Seven of nine trustees gathered yesterday to publicly urge the Hawaii Supreme Court for a quick dismissal of an OHA election challenge that has kept them from being sworn into office, the first step toward organizing a legal and functional board.

They support a motion by the state attorney general's office asking the justices to dismiss the complaints raised by unsuccessful OHA candidate Kaui Jochanan Amsterdam.

Amsterdam filed the challenge in late November claiming the election results do not express the will of the Hawaiian people, because non-Hawaiians voted in the OHA races and a non-Hawaiian was elected to the board.

The attorney general's office filed a motion yesterday that Amsterdam's complaint doesn't qualify as an "election contest," and even if it did, the state must comply with U.S. Supreme and District court rulings that allow non-Hawaiians to vote and run as candidates for OHA. Amsterdam has seven days to respond in court to the state's motion.

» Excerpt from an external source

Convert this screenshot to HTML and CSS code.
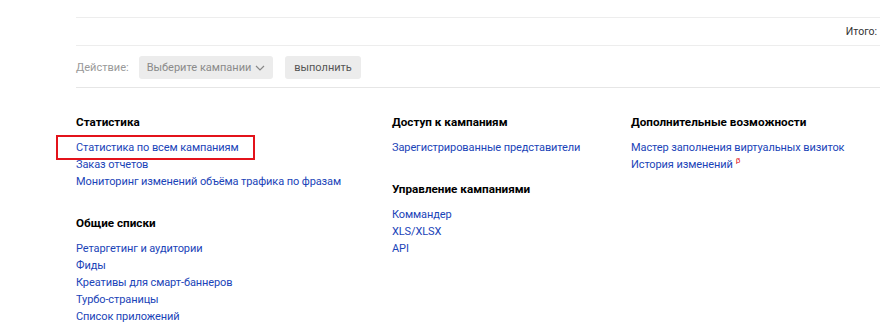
FILE: index.html
```html
<!DOCTYPE html>
<html lang="ru">
<head>
<meta charset="utf-8">
<link rel="stylesheet" href="styles.css">
</head>
<body>
<div class="page">
  <div class="top-row"></div>
  <div class="total-row"><span class="total">Итого:</span></div>
  <div class="action-row">
    <span class="action-label">Действие:</span>
    <button class="btn btn-select">Выберите кампании
      <svg class="chev" width="10" height="6" viewBox="0 0 10 6"><path d="M1 1l4 4 4-4" fill="none" stroke="#888" stroke-width="1.2"/></svg>
    </button>
    <button class="btn btn-run">выполнить</button>
  </div>
  <div class="sections">
    <div class="col col1">
      <div class="group">
        <h3>Статистика</h3>
        <ul>
          <li><a class="marked">Статистика по всем кампаниям</a></li>
          <li><a>Заказ отчетов</a></li>
          <li><a>Мониторинг изменений объёма трафика по фразам</a></li>
        </ul>
      </div>
      <div class="group">
        <h3>Общие списки</h3>
        <ul>
          <li><a>Ретаргетинг и аудитории</a></li>
          <li><a>Фиды</a></li>
          <li><a>Креативы для смарт-баннеров</a></li>
          <li><a>Турбо-страницы</a></li>
          <li><a>Список приложений</a></li>
        </ul>
      </div>
    </div>
    <div class="col col2">
      <div class="group">
        <h3>Доступ к кампаниям</h3>
        <ul>
          <li><a>Зарегистрированные представители</a></li>
        </ul>
      </div>
      <div class="group">
        <h3>Управление кампаниями</h3>
        <ul>
          <li><a>Коммандер</a></li>
          <li><a>XLS/XLSX</a></li>
          <li><a>API</a></li>
        </ul>
      </div>
    </div>
    <div class="col col3">
      <div class="group">
        <h3>Дополнительные возможности</h3>
        <ul>
          <li><a>Мастер заполнения виртуальных визиток</a></li>
          <li><a>История изменений</a><span class="beta">β</span></li>
        </ul>
      </div>
    </div>
  </div>
</div>
</body>
</html>
```
FILE: styles.css
```css
* { box-sizing: border-box; }
html, body { margin: 0; padding: 0; background: #fff; }
body {
  font-family: Roboto, "Liberation Sans", sans-serif;
  font-size: 11px;
  color: #000;
}
.page { padding-left: 76px; }
.top-row {
  height: 18px;
  border-bottom: 1px solid #ededed;
}
.total-row {
  height: 28px;
  border-bottom: 1px solid #ededed;
  display: flex;
  align-items: center;
  justify-content: flex-end;
  padding-right: 3px;
}
.total { font-size: 10.5px; color: #333; }
.action-row {
  height: 42px;
  border-bottom: 1px solid #e6e6e6;
  display: flex;
  align-items: center;
  padding-top: 2px;
}
.action-label { color: #999; font-size: 11px; width: 63px; }
.btn {
  font-family: inherit;
  font-size: 11px;
  border: 0;
  border-radius: 3px;
  background: #ececec;
  height: 23px;
  display: flex;
  align-items: center;
  justify-content: center;
  gap: 4px;
  white-space: nowrap;
  padding: 0;
}
.btn-select { color: #8a8a8a; width: 134px; }
.btn-run { color: #555; width: 76px; margin-left: 12px; }
.chev { margin-top: 1px; }
.sections {
  display: flex;
  padding-top: 26px;
}
.col1 { width: 316px; }
.col2 { width: 239px; }
.group { margin-bottom: 25px; }
.group:last-child { margin-bottom: 0; }
h3 {
  margin: 0 0 8px;
  font-size: 11.7px;
  font-weight: 700;
  line-height: 17px;
}
ul { list-style: none; margin: 0; padding: 0; }
li { line-height: 17px; height: 17px; white-space: nowrap; }
a { color: #1a44b8; font-size: 11px; letter-spacing: -0.1px; }
.marked { position: relative; }
.marked::after {
  content: "";
  position: absolute;
  left: -20px;
  right: -16px;
  top: -6px;
  bottom: -6px;
  border: 2px solid #e3131b;
}
.beta {
  color: #e3131b;
  font-size: 8px;
  line-height: 0;
  margin-left: 3px;
  position: relative;
  top: -5px;
}
```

"We are here expressing to you not disappointment, but anxiousness, and we want the Supreme Court of the state of Hawaii to move quickly," said Colette Machado, one of three appointed interim trustees who were then elected to their seats.

"One, we need to get ourselves organized," said trustee-elect Oswald Stender. "Second, we need to address the issues that we need to present to the Legislature. That's one of the top priorities."

Another pressing issue is the ongoing litigation that threatens the existence and the funding of OHA as well as the state Department of Hawaiian Home Lands. OHA faces legal challenges in January and trustees need to minimize any erosion of the agency's trust assets, which are valued around $375 million, Machado said.

Trustees say state law should be changed to assume their offices the day after a general election and not wait for a 20-day election challenge period which, in this case, has delayed certification of their election, their investiture and reorganization.

"It's very frustrating," said trustee-elect Linda Dela Cruz. "By all means, it has been something of a disappointment. But we'll live with it and we'll continue working as much as we can."

The seven trustees who attended yesterday's news conference declined to discuss whether they comprise a new board majority and instead stuck to questions about the election challenge.

Absent from the gathering were interim board chairman Clayton Hee and Charles Ota, the first non-Hawaiian ever appointed and elected to the Hawaiian agency.